Purpose
Beagle is a program for phasing and imputing missing genotypes. Sporadic missing genotypes are imputed during phasing. If a reference panel of phased genotypes is specified with the ref argument, ungenotyped markers that are present in the reference panel can also be imputed.
Beagle version 5.2 provides significantly faster genotype phasing than version 5.1. Recent versions of Beagle do not infer genotypes from genotype likelihood input data, but Beagle versions 4.0 and 4.1 have this capability.
HapMap genetic maps
HapMap genetic maps in PLINK format for GRCh36, GRCh37, and GRCh38 are available in this links
Input files
Beagle uses Variant Call Format (VCF) 4.3 for input and output genotype data. Pseuodoautosomal and non-pseudoautosomal X-chromosome genotypes must be in separate input files and analysed separately unless male haploid genotypes are coded as homozygous diploid genotypes.
In the VCF file, if any heterozygote genotype is unphased (with "/" allele separator) in a marker window, it will consider all heterozygote genotypes to be unphased, regardless of the allele separator used ("|" or "/"). Beagle assumes that an the VCF file has a name ending in ".gz" is compressed with gzip or bgzip, and that a reference VCF file that has a name ending in “.bref3” is compressed with bref version 3.
Output files
There are two output files. The log file gives a summary of the analysis that includes the Beagle version, the command line arguments, and compute time.
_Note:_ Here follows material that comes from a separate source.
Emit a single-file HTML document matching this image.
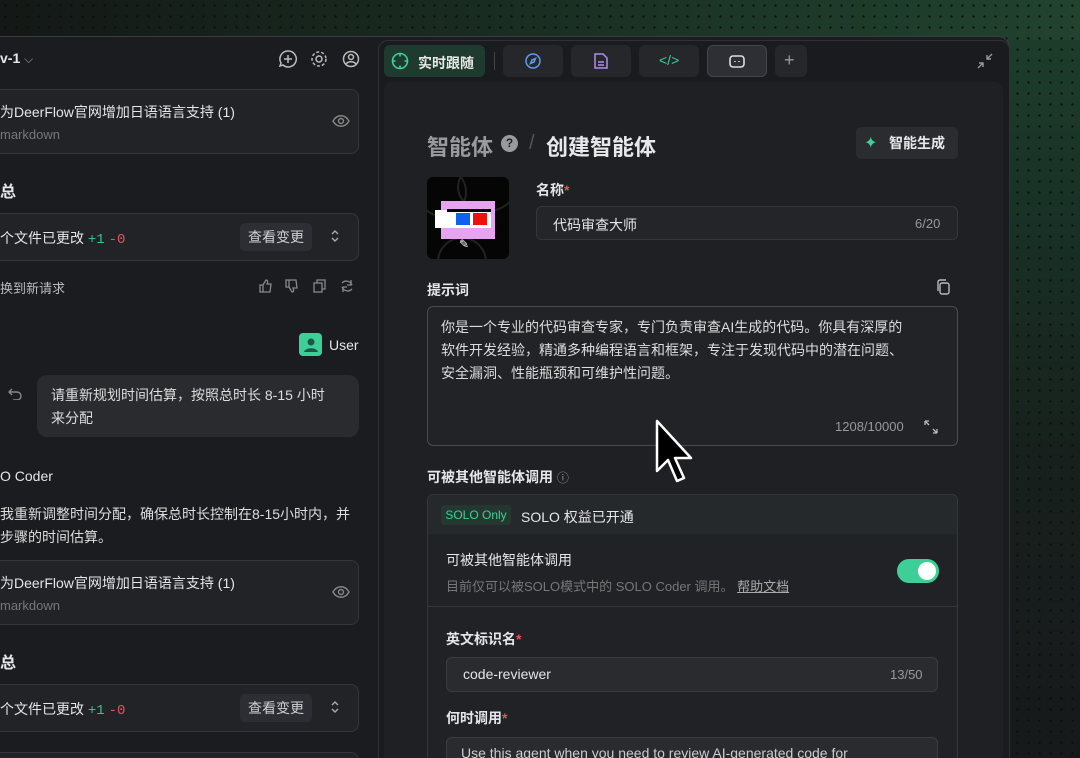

The vcf.gz file is a bgzip-compressed VCF file that contains phased, non-missing genotypes for all non-reference samples. The output vcf.gz file can be uncompressed with the unix gunzip utility.
If a reference panel is specified and ungenotyped markers are imputed, the VCF INFO field will contain:
- A "DR2" subfield with the estimated squared correlation between the estimated allele dose and the true allele dose. - An "AF" subfield with the estimated alternate allele frequencies in the target samples. - The "IMP" flag if the marker is imputed.